Putin: The oligarchs who tell me what to say told me to say that the oligarchs who tell Obama what to say are parasites on the global economy.

You may now return to watching CNN.

Turning the Internet off Permalink.

A picture named tales.gifPeople who don't know me, and what I've spent my career doing, will think I'm some kind of Luddite, but of course I'm anything but that.

I love the Internet, both because I remember its promise in the early days, and because today I'm as addicted to it as anyone is.

It's true that the Internet had the ability to subvert power structures, but that was before the power structures embraced the Internet, and learned how to control it.
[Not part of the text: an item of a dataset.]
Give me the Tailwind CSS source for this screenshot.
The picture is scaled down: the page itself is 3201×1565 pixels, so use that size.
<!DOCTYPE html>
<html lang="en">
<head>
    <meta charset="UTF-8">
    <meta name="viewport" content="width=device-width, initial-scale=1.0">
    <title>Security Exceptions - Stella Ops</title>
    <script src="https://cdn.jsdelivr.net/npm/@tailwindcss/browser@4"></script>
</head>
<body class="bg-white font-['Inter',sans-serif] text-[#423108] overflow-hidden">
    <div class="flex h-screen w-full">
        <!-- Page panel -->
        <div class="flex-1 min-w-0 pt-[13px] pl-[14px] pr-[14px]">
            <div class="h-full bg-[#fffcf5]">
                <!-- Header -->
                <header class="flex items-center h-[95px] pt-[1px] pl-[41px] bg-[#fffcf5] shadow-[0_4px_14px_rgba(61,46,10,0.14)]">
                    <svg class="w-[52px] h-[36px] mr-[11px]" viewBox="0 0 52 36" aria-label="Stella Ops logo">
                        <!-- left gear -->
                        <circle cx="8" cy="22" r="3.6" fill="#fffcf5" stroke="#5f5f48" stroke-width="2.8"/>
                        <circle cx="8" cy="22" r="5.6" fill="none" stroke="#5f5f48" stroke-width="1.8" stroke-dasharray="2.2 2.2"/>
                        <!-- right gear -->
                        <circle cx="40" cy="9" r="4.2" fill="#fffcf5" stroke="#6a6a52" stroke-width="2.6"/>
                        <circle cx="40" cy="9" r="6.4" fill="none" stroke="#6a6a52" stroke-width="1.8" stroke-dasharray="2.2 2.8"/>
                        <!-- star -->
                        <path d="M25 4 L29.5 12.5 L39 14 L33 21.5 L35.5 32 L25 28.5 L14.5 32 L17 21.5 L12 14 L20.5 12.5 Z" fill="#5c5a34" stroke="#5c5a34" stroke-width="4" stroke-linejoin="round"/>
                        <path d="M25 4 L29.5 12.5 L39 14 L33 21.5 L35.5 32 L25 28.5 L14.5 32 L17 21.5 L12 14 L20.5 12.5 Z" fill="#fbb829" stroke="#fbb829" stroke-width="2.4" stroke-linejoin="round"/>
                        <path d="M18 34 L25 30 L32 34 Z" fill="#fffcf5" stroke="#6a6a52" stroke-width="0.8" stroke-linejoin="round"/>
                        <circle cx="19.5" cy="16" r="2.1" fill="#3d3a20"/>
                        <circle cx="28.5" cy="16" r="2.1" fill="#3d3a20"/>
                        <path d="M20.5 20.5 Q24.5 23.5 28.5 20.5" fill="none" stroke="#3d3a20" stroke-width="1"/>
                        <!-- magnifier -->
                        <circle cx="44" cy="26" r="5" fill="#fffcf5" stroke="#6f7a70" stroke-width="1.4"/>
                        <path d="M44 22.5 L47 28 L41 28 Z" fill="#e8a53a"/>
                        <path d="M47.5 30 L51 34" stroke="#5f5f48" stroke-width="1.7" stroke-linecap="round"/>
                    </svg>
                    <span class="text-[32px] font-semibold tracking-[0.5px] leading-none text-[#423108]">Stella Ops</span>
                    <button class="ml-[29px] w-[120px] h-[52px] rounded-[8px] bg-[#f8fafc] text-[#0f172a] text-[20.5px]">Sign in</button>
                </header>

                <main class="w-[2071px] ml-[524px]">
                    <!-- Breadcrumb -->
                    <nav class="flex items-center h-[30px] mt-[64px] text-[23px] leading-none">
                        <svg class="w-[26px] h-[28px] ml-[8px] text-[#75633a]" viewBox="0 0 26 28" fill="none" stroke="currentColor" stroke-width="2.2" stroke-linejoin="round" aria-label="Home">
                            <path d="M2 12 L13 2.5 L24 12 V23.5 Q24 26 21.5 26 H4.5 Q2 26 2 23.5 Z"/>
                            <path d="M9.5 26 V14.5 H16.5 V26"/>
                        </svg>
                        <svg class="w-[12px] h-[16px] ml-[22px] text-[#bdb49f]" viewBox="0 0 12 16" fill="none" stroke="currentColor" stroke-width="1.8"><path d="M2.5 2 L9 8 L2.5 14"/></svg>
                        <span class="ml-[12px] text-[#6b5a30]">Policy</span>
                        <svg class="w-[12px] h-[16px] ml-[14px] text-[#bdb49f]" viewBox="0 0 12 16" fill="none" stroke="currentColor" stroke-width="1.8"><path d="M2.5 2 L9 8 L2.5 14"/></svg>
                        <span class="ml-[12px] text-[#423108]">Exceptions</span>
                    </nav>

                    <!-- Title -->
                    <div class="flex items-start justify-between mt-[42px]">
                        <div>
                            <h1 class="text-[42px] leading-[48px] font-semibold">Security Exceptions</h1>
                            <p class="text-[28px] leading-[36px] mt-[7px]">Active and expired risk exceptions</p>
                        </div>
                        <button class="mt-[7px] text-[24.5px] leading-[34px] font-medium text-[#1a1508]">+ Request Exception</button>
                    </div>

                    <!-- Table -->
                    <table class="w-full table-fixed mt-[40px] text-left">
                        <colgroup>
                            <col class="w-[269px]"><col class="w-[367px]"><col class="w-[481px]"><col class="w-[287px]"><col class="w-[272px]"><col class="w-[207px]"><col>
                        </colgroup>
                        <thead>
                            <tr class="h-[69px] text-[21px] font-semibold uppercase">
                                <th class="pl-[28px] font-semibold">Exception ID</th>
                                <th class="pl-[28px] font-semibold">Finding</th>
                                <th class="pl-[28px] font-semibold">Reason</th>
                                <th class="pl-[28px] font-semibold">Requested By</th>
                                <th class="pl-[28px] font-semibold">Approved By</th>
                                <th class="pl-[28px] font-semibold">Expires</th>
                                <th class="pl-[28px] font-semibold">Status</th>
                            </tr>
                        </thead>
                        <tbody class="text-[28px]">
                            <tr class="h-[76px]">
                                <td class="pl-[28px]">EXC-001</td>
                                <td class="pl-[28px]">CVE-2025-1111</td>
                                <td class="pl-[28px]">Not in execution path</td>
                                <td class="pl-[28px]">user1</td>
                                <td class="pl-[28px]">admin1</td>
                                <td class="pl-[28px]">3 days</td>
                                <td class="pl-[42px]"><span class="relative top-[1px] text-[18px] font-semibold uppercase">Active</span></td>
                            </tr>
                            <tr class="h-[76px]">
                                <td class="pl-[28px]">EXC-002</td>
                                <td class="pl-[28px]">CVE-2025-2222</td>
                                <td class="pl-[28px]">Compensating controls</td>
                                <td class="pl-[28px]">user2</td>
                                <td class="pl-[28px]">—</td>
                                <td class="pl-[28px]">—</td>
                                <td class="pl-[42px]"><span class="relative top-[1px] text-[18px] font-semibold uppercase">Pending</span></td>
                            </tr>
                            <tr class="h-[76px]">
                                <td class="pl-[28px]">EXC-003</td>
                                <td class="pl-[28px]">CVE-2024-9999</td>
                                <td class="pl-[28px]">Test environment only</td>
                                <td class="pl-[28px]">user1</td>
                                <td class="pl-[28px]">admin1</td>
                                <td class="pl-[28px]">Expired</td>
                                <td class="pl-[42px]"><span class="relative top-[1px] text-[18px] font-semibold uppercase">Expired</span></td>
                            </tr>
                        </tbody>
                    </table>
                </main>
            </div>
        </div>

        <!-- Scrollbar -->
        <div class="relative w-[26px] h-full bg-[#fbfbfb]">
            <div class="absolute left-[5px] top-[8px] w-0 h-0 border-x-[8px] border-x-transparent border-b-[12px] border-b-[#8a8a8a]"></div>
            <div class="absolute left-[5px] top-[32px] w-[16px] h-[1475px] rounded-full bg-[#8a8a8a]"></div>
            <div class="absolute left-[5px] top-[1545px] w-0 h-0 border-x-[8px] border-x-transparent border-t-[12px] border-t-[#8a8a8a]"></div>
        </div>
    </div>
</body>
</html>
We're now, unfortunately, on the other side of that hump.

People point to the revolutions of the Arab Spring and the role that the Internet played in helping organize the protests.

Two responses.

1. That was then. Whatever power there was in organizing via Internet, is now fully understood by your adversaries. They have defenses in place to keep the Internet from toppling them. And in some cases, they are using the Internet to disorganize the organizers. How do I know? Because they can. And I've read history. And the consultants they hire are every bit as smart as I am, probably in some cases, quite a bit smarter.

2. The biggest mistake they made in Egypt was to turn the Internet off. When they did, people had no choice but to get out of their homes, and onto the street. They could no longer find out what was "going on" simply by staying at home. Which is exactly where the government wants them if their goal is to keep a revolution supressed.
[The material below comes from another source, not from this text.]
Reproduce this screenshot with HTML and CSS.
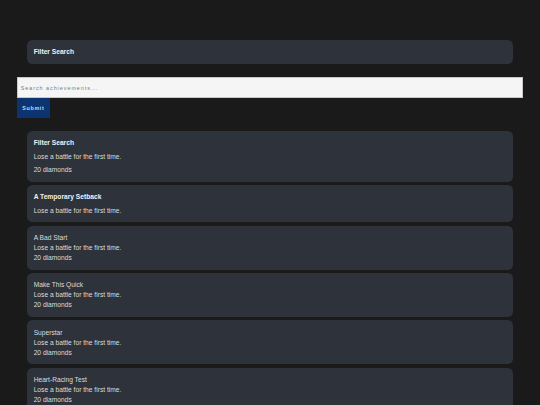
FILE: index.html
```html
<!DOCTYPE html>
<html lang="en">
<head>
<meta charset="utf-8">
<title>Achievements</title>
<link rel="stylesheet" href="styles.css">
</head>
<body>
<div class="page">
  <div class="card header-card">
    <h2 class="title">Filter Search</h2>
  </div>
  <form class="search">
    <input class="search-input" type="text" placeholder="Search achievements...">
    <button class="submit" type="button">Submit</button>
  </form>
  <div class="list">
    <div class="card spaced">
      <h3 class="title">Filter Search</h3>
      <p class="line">Lose a battle for the first time.</p>
      <p class="line">20 diamonds</p>
    </div>
    <div class="card spaced">
      <h3 class="title">A Temporary Setback</h3>
      <p class="line">Lose a battle for the first time.</p>
    </div>
    <div class="card">
      <div class="line">A Bad Start</div>
      <div class="line">Lose a battle for the first time.</div>
      <div class="line">20 diamonds</div>
    </div>
    <div class="card">
      <div class="line">Make This Quick</div>
      <div class="line">Lose a battle for the first time.</div>
      <div class="line">20 diamonds</div>
    </div>
    <div class="card">
      <div class="line">Superstar</div>
      <div class="line">Lose a battle for the first time.</div>
      <div class="line">20 diamonds</div>
    </div>
    <div class="card">
      <div class="line">Heart-Racing Test</div>
      <div class="line">Lose a battle for the first time.</div>
      <div class="line">20 diamonds</div>
    </div>
  </div>
</div>
</body>
</html>
```

FILE: styles.css
```css
* { box-sizing: border-box; }
html, body { margin: 0; padding: 0; }
body {
  background: #1a1a1a;
  font-family: "Liberation Sans", Arial, sans-serif;
  color: #dcdcdc;
  font-size: 6.67px;
  line-height: 10px;
}
.page {
  padding: 40px 16.67px 0;
}
.card {
  background: #2d323b;
  border-radius: 5.33px;
  padding: 7.25px 7px 6.75px;
}
.header-card {
  margin: 0 10px;
}
.title {
  margin: 0;
  font-size: 6.67px;
  line-height: 10px;
  font-weight: bold;
  color: #f2f2f2;
}
.line {
  margin: 0;
  font-size: 6.67px;
  line-height: 10px;
  color: #dcdcdc;
}
.spaced .line { margin-top: 3.33px; }
.search {
  margin-top: 13.33px;
  display: flex;
  flex-direction: column;
  align-items: flex-start;
}
.search-input {
  display: block;
  width: 100%;
  height: 21px;
  margin: 0;
  padding: 0 3px;
  border: 1px solid #c8c8c8;
  background: #f5f5f5;
  font-family: "Liberation Sans", Arial, sans-serif;
  font-size: 5.33px;
  letter-spacing: 1px;
  color: #333;
  outline: none;
}
.search-input::placeholder { color: #7a7a7a; }
.submit {
  display: block;
  width: 33.5px;
  height: 19.5px;
  margin: 0;
  padding: 0;
  border: none;
  background: #0c3471;
  color: #d0d8e8;
  font-family: "Liberation Sans", Arial, sans-serif;
  font-size: 5.33px;
  font-weight: bold;
  letter-spacing: 0.67px;
}
.list {
  margin-top: 13.33px;
  padding: 0 10px;
  display: flex;
  flex-direction: column;
  gap: 3.33px;
}
```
So if you want to create change, in 2011 and beyond, at least some of your time is going to have to be spent off the grid. Then your conversations can't be recorded and preserved and used against you in a court of law. Either that, or do it all out in the open, so everyone knows that they're being watched, so there is no illusion of privacy.

I'm not telling you to turn the Internet off. God knows I haven't been able to do that myself. But also don't delude yourself into thinking that tweeting and facebooking are revolutionary acts. They're about as revolutionary as watching CNN.